8. “Suck” (Pigface cover)
After nearly a half-hour of industrial intensity (as well as a fake ending), Nine Inch Nails’ Broken EP finally closes with a drastic reworking of “Suck”. Unlike Adam and the Ants’ “Physical (You’re So)”, it’s not quite accurate to call this take on the song a cover. NIN’s Trent Reznor recorded the original version of “Suck” with industrial collab Pigface for its 1991 album Gub.
The inclusion of “Suck” is a rather fitting conclusion to the EP. Due to contractual tangles with his label TVT in the early 1990s, Reznor cut back on his musical output; the Pigface collaboration was one of the few exceptions in the period leading up to the unveiling of Broken. Now freed from TVT’s grasp and already signed up with a new label (Broken is stamped with both TVT and Interscope logos), Reznor reasserts control over his career. In what could be interpreted as a final kiss-off to his old imprint, he brings a song he recorded during Nine Inch Nails’ release moratorium squarely into the outfit’s oeuvre.
Lyrics aside, the two versions of “Suck” are drastically different songs. Pigface’s version revives the British post-punk aesthetic with its tribal drums and its sparse-yet-prominent bassline. Dark and spacious, it presages Nine Inch Nails’ 1994 cover of Joy Division’s “Dead Souls”. In contrast to Gub producer Steve Albini’s no-frills recording approach, the version on Broken is funkier and more full-bodied. A heavily processed melody appears at the start and reoccurs later in the song. Dynamic shifts (in tandem with raging guitars, instruments completely absent from the earlier incarnation) are utilized to give it a proper chorus. While the original take could be mistaken for some early 1980s obscurity, Nine Inch Nails’ version bears its unmistakable imprint.
Taken in isolation, Broken earns distinction for being such a nasty little piece of work. It hits hard, stays focused, relents only enough to give listeners a chance to catch their breath, and never wears out its welcome. Within the greater picture of the Nine Inch Nails discography, Broken‘s stature becomes more pronounced. That is because, in addition to its quality (it’s easily the equal of several NIN LPs), it’s the sound of Trent Reznor being inspired by an unquenchable fury to come into his own as an artist.
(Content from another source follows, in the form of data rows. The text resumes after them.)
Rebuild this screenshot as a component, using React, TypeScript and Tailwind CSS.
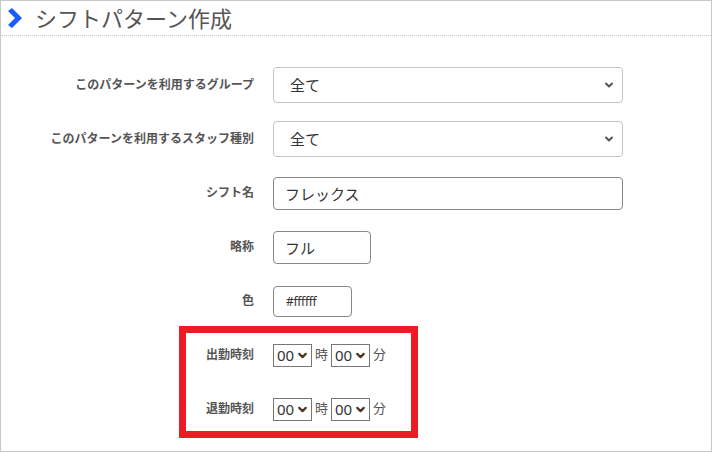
import { ChevronDown } from "lucide-react";

const font = { fontFamily: '"Noto Sans", "Noto Sans CJK JP", sans-serif' };

function Row({ label, children }: { label: string; children: React.ReactNode }) {
  return (
    <div className="flex h-[54px] items-center">
      <div className="w-[253px] shrink-0 text-right text-[12px] font-bold text-[#555]">{label}</div>
      <div className="ml-[19px] flex items-center">{children}</div>
    </div>
  );
}

function BigSelect() {
  return (
    <div className="relative">
      <select className="h-[36px] w-[350px] appearance-none rounded-[4px] border border-[#c4c4c4] bg-white pl-[16px] text-[15px] text-[#333]">
        <option>全て</option>
      </select>
      <ChevronDown
        size={12}
        strokeWidth={4}
        className="pointer-events-none absolute right-[8px] top-[12px] text-[#555]"
      />
    </div>
  );
}

function TimeSelect() {
  return (
    <div className="relative">
      <select className="h-[23px] w-[39px] appearance-none border border-[#777] bg-white pl-[3px] text-[15px] leading-none text-[#333]">
        <option>00</option>
      </select>
      <ChevronDown
        size={13}
        strokeWidth={4}
        className="pointer-events-none absolute right-[3px] top-[5px] text-[#4a3520]"
      />
    </div>
  );
}

function TimeRow({ label }: { label: string }) {
  return (
    <Row label={label}>
      <div className="flex items-center gap-[3px] text-[13px] text-[#555]">
        <TimeSelect />
        <span>時</span>
        <TimeSelect />
        <span>分</span>
      </div>
    </Row>
  );
}

export default function App() {
  return (
    <div style={font} className="relative h-[452px] w-[712px] border border-[#c8c8c8] bg-white">
      {/* タイトル */}
      <div className="flex h-[35px] items-center border-b border-dotted border-[#c8c8c8] pl-[6px]">
        <svg width="16" height="20" viewBox="0 0 16 20" className="shrink-0">
          <path d="M1 3 L5 0 L15 10 L5 20 L1 17 L8 10 Z" fill="#1a5cff" />
        </svg>
        <h1 className="ml-[12px] text-[22px] leading-none text-[#555]">シフトパターン作成</h1>
      </div>

      <div className="pt-[22px]">
        <Row label="このパターンを利用するグループ">
          <BigSelect />
        </Row>
        <Row label="このパターンを利用するスタッフ種別">
          <BigSelect />
        </Row>
        <Row label="シフト名">
          <input
            defaultValue="フレックス"
            className="h-[33px] w-[350px] rounded-[4px] border border-[#888] px-[11px] text-[15px] text-[#333]"
          />
        </Row>
        <Row label="略称">
          <input
            defaultValue="フル"
            className="h-[33px] w-[98px] rounded-[4px] border border-[#888] px-[11px] text-[15px] text-[#333]"
          />
        </Row>
        <Row label="色">
          <input
            defaultValue="#ffffff"
            className="h-[31px] w-[79px] rounded-[4px] border border-[#888] px-[12px] text-[12px] tracking-[-0.3px] text-[#333]"
          />
        </Row>
        <TimeRow label="出勤時刻" />
        <TimeRow label="退勤時刻" />
      </div>

      {/* 強調枠 */}
      <div className="pointer-events-none absolute left-[178px] top-[325px] h-[112px] w-[239px] border-[7px] border-[#ed1c24]" />
    </div>
  );
}
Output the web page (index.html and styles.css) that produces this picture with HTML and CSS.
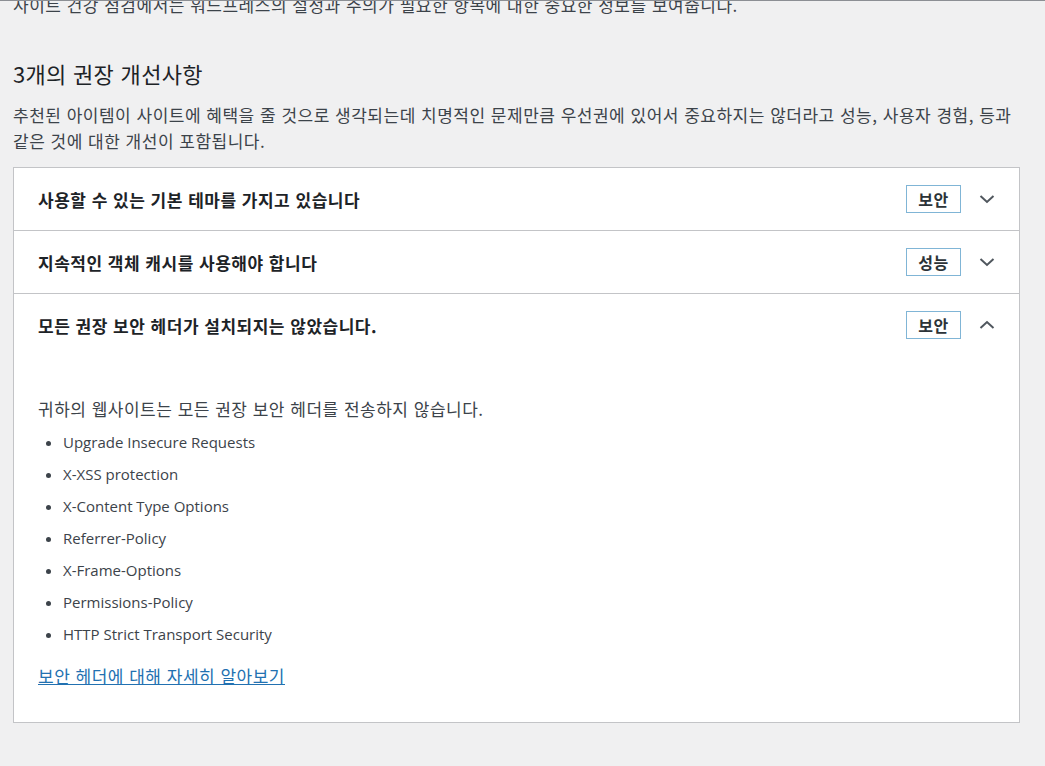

Pretty Hate Machine and the first Lollapalooza tour set up Nine Inch Nails as an intriguing cult act.
The snarling, uncompromising Broken gave notice to the mainstream that Nine Inch Nails were a force to be reckoned with. Perhaps more importantly, once Reznor got Broken out of his system, he strove to be more diverse and subtle on his subsequent effort. That record? His crowning achievement, 1994’s The Downward Spiral.